Reproduce the full listing below unchanged, apart from the pictures.

-- Start of Data shown --

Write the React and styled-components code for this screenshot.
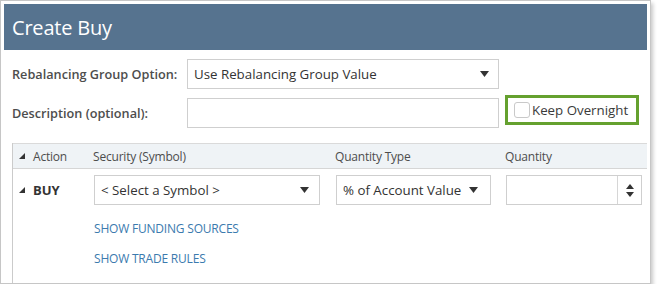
import React from "react";
import styled, { createGlobalStyle } from "styled-components";

const GlobalStyle = createGlobalStyle`
  html, body { margin: 0; padding: 0; background: #fff; }
  body { font-family: "Open Sans", "Noto Sans", sans-serif; color: #333; }
  * { box-sizing: border-box; }
`;

const Frame = styled.div`
  width: 651px;
  height: 284px;
  border: 1px solid #c6c6c6;
  padding: 3px;
  background: #fff;
  box-shadow: 2px 3px 4px rgba(0, 0, 0, 0.22);
  overflow: hidden;
`;

const Header = styled.div`
  height: 46px;
  background: #56738f;
  color: #fff;
  font-size: 20px;
  display: flex;
  align-items: center;
  padding-left: 8px;
  letter-spacing: -0.2px;
`;

const Form = styled.div`
  padding: 9px 0 0 8px;
`;

const FormRow = styled.div`
  display: grid;
  grid-template-columns: 175px 312px auto;
  align-items: center;
  height: 30px;
  margin-bottom: ${(p) => p.$mb || 0}px;
`;

const Label = styled.label`
  font-size: 12.7px;
  font-weight: 600;
  color: #4d4d4d;
`;

const SelectBox = styled.div`
  width: ${(p) => p.$w}px;
  height: 30px;
  border: 1px solid #cfcfcf;
  background: #fff;
  display: flex;
  align-items: center;
  justify-content: space-between;
  padding: 0 ${(p) => p.$pr || 10}px 0 6px;
  font-size: 13.3px;
  color: #333;
`;

const TextBox = styled.div`
  width: ${(p) => p.$w}px;
  height: 30px;
  border: 1px solid #cfcfcf;
  background: #fff;
`;

const KeepBox = styled.div`
  align-self: start;
  margin-top: -3px;
  margin-left: 6px;
  width: 134px;
  height: 30px;
  border: 3px solid #65a12f;
  display: flex;
  align-items: center;
  padding-left: 6px;
  gap: 2px;
  font-size: 13.3px;
  color: #3a3a3a;
`;

const Check = styled.span`
  width: 16px;
  height: 16px;
  border: 1px solid #c9c9c9;
  border-radius: 3px;
  background: #fff;
  display: inline-block;
  flex: none;
`;

const Table = styled.div`
  margin-top: 15px;
  border-left: 1px solid #cbcbcb;
  height: 200px;
`;

const Cols = styled.div`
  display: grid;
  grid-template-columns: 81px 242px 170px 1fr;
  align-items: center;
`;

const HeadRow = styled(Cols)`
  height: 26px;
  background: #eff3f6;
  border-top: 1px solid #dadada;
  border-bottom: 1px solid #d6d6d6;
  font-size: 12px;
  color: #4d4d4d;
  letter-spacing: -0.2px;
`;

const BodyRow = styled(Cols)`
  margin-top: 6px;
  height: 30px;
`;

const ActionCell = styled.div`
  display: flex;
  align-items: center;
  gap: 8px;
  padding-left: 6px;
  font-size: ${(p) => (p.$bold ? 13 : 12)}px;
  font-weight: ${(p) => (p.$bold ? 700 : 400)};
  color: ${(p) => (p.$bold ? "#333" : "#4d4d4d")};
`;

const Cell = styled.div`
  margin-left: ${(p) => p.$ml || 0}px;
`;

const SpinBox = styled.div`
  width: 136px;
  height: 30px;
  border: 1px solid #cfcfcf;
  display: grid;
  grid-template-columns: 1fr 24px;
`;

const SpinBtn = styled.div`
  border-left: 1px solid #d6d6d6;
  display: flex;
  align-items: center;
  justify-content: center;
`;

const Links = styled.div`
  margin-top: 9px;
  padding-left: 81px;
`;

const Link = styled.div`
  height: 30px;
  line-height: 30px;
  font-size: 12px;
  color: #3b7aae;
  letter-spacing: -0.2px;
`;

const SeTriangle = () => (
  <svg width="6" height="6" viewBox="0 0 6 6">
    <polygon points="6,0 6,6 0,6" fill="#333" />
  </svg>
);

const Caret = () => (
  <svg width="9" height="6" viewBox="0 0 9 6">
    <polygon points="0,0 9,0 4.5,6" fill="#333" />
  </svg>
);

const Spinner = () => (
  <svg width="8" height="13" viewBox="0 0 8 13">
    <polygon points="4,0 8,5 0,5" fill="#333" />
    <polygon points="0,8 8,8 4,13" fill="#333" />
  </svg>
);

export default function App() {
  return (
    <>
      <GlobalStyle />
      <Frame>
        <Header>Create Buy</Header>
        <Form>
          <FormRow $mb={9}>
            <Label>Rebalancing Group Option:</Label>
            <SelectBox $w={312} $pr={9}>
              <span>Use Rebalancing Group Value</span>
              <Caret />
            </SelectBox>
          </FormRow>
          <FormRow>
            <Label>Description (optional):</Label>
            <TextBox $w={312} />
            <KeepBox>
              <Check />
              <span>Keep Overnight</span>
            </KeepBox>
          </FormRow>
          <Table>
            <HeadRow>
              <ActionCell>
                <SeTriangle />
                <span>Action</span>
              </ActionCell>
              <Cell $ml={-1}>Security (Symbol)</Cell>
              <Cell $ml={-1}>Quantity Type</Cell>
              <Cell $ml={-1}>Quantity</Cell>
            </HeadRow>
            <BodyRow>
              <ActionCell $bold>
                <SeTriangle />
                <span>BUY</span>
              </ActionCell>
              <Cell>
                <SelectBox $w={226} $pr={10}>
                  <span>&lt; Select a Symbol &gt;</span>
                  <Caret />
                </SelectBox>
              </Cell>
              <Cell>
                <SelectBox $w={155} $pr={12}>
                  <span>% of Account Value</span>
                  <Caret />
                </SelectBox>
              </Cell>
              <Cell>
                <SpinBox>
                  <div />
                  <SpinBtn>
                    <Spinner />
                  </SpinBtn>
                </SpinBox>
              </Cell>
            </BodyRow>
            <Links>
              <Link>SHOW FUNDING SOURCES</Link>
              <Link>SHOW TRADE RULES</Link>
            </Links>
          </Table>
        </Form>
      </Frame>
    </>
  );
}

-- End of Data shown --

## Result below
Write the React and styled-components code for this screenshot.
import React from "react";
import styled, { createGlobalStyle } from "styled-components";

const GlobalStyle = createGlobalStyle`
  html, body { margin: 0; padding: 0; background: #fff; }
  body { font-family: "Open Sans", "Noto Sans", sans-serif; color: #333; }
  * { box-sizing: border-box; }
`;

const Frame = styled.div`
  width: 651px;
  height: 284px;
  border: 1px solid #c6c6c6;
  padding: 3px;
  background: #fff;
  box-shadow: 2px 3px 4px rgba(0, 0, 0, 0.22);
  overflow: hidden;
`;

const Header = styled.div`
  height: 46px;
  background: #56738f;
  color: #fff;
  font-size: 20px;
  display: flex;
  align-items: center;
  padding-left: 8px;
  letter-spacing: -0.2px;
`;

const Form = styled.div`
  padding: 9px 0 0 8px;
`;

const FormRow = styled.div`
  display: grid;
  grid-template-columns: 175px 312px auto;
  align-items: center;
  height: 30px;
  margin-bottom: ${(p) => p.$mb || 0}px;
`;

const Label = styled.label`
  font-size: 12.7px;
  font-weight: 600;
  color: #4d4d4d;
`;

const SelectBox = styled.div`
  width: ${(p) => p.$w}px;
  height: 30px;
  border: 1px solid #cfcfcf;
  background: #fff;
  display: flex;
  align-items: center;
  justify-content: space-between;
  padding: 0 ${(p) => p.$pr || 10}px 0 6px;
  font-size: 13.3px;
  color: #333;
`;

const TextBox = styled.div`
  width: ${(p) => p.$w}px;
  height: 30px;
  border: 1px solid #cfcfcf;
  background: #fff;
`;

const KeepBox = styled.div`
  align-self: start;
  margin-top: -3px;
  margin-left: 6px;
  width: 134px;
  height: 30px;
  border: 3px solid #65a12f;
  display: flex;
  align-items: center;
  padding-left: 6px;
  gap: 2px;
  font-size: 13.3px;
  color: #3a3a3a;
`;

const Check = styled.span`
  width: 16px;
  height: 16px;
  border: 1px solid #c9c9c9;
  border-radius: 3px;
  background: #fff;
  display: inline-block;
  flex: none;
`;

const Table = styled.div`
  margin-top: 15px;
  border-left: 1px solid #cbcbcb;
  height: 200px;
`;

const Cols = styled.div`
  display: grid;
  grid-template-columns: 81px 242px 170px 1fr;
  align-items: center;
`;

const HeadRow = styled(Cols)`
  height: 26px;
  background: #eff3f6;
  border-top: 1px solid #dadada;
  border-bottom: 1px solid #d6d6d6;
  font-size: 12px;
  color: #4d4d4d;
  letter-spacing: -0.2px;
`;

const BodyRow = styled(Cols)`
  margin-top: 6px;
  height: 30px;
`;

const ActionCell = styled.div`
  display: flex;
  align-items: center;
  gap: 8px;
  padding-left: 6px;
  font-size: ${(p) => (p.$bold ? 13 : 12)}px;
  font-weight: ${(p) => (p.$bold ? 700 : 400)};
  color: ${(p) => (p.$bold ? "#333" : "#4d4d4d")};
`;

const Cell = styled.div`
  margin-left: ${(p) => p.$ml || 0}px;
`;

const SpinBox = styled.div`
  width: 136px;
  height: 30px;
  border: 1px solid #cfcfcf;
  display: grid;
  grid-template-columns: 1fr 24px;
`;

const SpinBtn = styled.div`
  border-left: 1px solid #d6d6d6;
  display: flex;
  align-items: center;
  justify-content: center;
`;

const Links = styled.div`
  margin-top: 9px;
  padding-left: 81px;
`;

const Link = styled.div`
  height: 30px;
  line-height: 30px;
  font-size: 12px;
  color: #3b7aae;
  letter-spacing: -0.2px;
`;

const SeTriangle = () => (
  <svg width="6" height="6" viewBox="0 0 6 6">
    <polygon points="6,0 6,6 0,6" fill="#333" />
  </svg>
);

const Caret = () => (
  <svg width="9" height="6" viewBox="0 0 9 6">
    <polygon points="0,0 9,0 4.5,6" fill="#333" />
  </svg>
);

const Spinner = () => (
  <svg width="8" height="13" viewBox="0 0 8 13">
    <polygon points="4,0 8,5 0,5" fill="#333" />
    <polygon points="0,8 8,8 4,13" fill="#333" />
  </svg>
);

export default function App() {
  return (
    <>
      <GlobalStyle />
      <Frame>
        <Header>Create Buy</Header>
        <Form>
          <FormRow $mb={9}>
            <Label>Rebalancing Group Option:</Label>
            <SelectBox $w={312} $pr={9}>
              <span>Use Rebalancing Group Value</span>
              <Caret />
            </SelectBox>
          </FormRow>
          <FormRow>
            <Label>Description (optional):</Label>
            <TextBox $w={312} />
            <KeepBox>
              <Check />
              <span>Keep Overnight</span>
            </KeepBox>
          </FormRow>
          <Table>
            <HeadRow>
              <ActionCell>
                <SeTriangle />
                <span>Action</span>
              </ActionCell>
              <Cell $ml={-1}>Security (Symbol)</Cell>
              <Cell $ml={-1}>Quantity Type</Cell>
              <Cell $ml={-1}>Quantity</Cell>
            </HeadRow>
            <BodyRow>
              <ActionCell $bold>
                <SeTriangle />
                <span>BUY</span>
              </ActionCell>
              <Cell>
                <SelectBox $w={226} $pr={10}>
                  <span>&lt; Select a Symbol &gt;</span>
                  <Caret />
                </SelectBox>
              </Cell>
              <Cell>
                <SelectBox $w={155} $pr={12}>
                  <span>% of Account Value</span>
                  <Caret />
                </SelectBox>
              </Cell>
              <Cell>
                <SpinBox>
                  <div />
                  <SpinBtn>
                    <Spinner />
                  </SpinBtn>
                </SpinBox>
              </Cell>
            </BodyRow>
            <Links>
              <Link>SHOW FUNDING SOURCES</Link>
              <Link>SHOW TRADE RULES</Link>
            </Links>
          </Table>
        </Form>
      </Frame>
    </>
  );
}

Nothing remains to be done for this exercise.